It was only a few weeks ago that the corn was supposed to be knee high (though it was tall even then, more like waist high). Now it towers over us, tassels waving in the breeze.

There’s a smell to corn once it’s tasseled, and it’s a smell that reminds me of my childhood and of my college years and of my right now raising kids years. I grew up at a camp, and I always remember corn in the field nearby. Every year. Once or twice we went out in it, but never very far – I never needed horror stories – a field that big, lines of tall whispering corn, a brother or boy cousin to taunt me…I would much rather be on the dikes or tucking myself into a hidden passage.

In college, corn was a thing to be studied, to be documented, to be known. (I majored in ag ed for my undergrad years.) It symbolized agriculture, farming, rural life. Knowing how it was raised, what fertilizing program worked best, which livestock digested it in what ways – these were all things that I was out to know and to master.

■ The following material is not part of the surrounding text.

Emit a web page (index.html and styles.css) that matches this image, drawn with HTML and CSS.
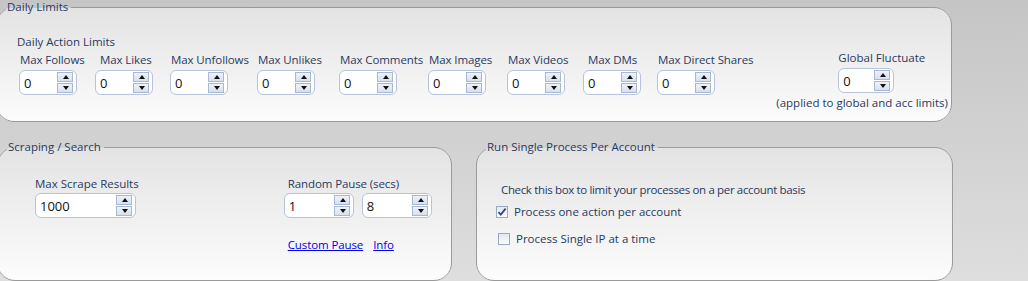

After college, having given up on teaching high school students (perhaps more appropriately said, having given up on myself), I started working for one of the largest John Deere dealers in the nation. There, corn became something to be planted, to be grown, to be harvested. We were at its mercy (and the mercy of the weather), and I started hating it, little by little.

How did the corn crop do? Did the extra rain – or the lack of it – ruin it for the guys in the southern part of the state? While soybeans and wheat were also important, corn seemed to be the important crop. (I might have it all wrong. It might not really be the important crop. Maybe it just seemed more important than it was.)

And now, five years out from that job at the big green dealer, I find I am enjoying the corn. Somehow, the walls of green around me are comforting. They’re a benchmark of summer, the smell of my childhood memories, symbol of what I want out of life.

In the whisper of the tassels, I feel the pull of nature, the hug of God.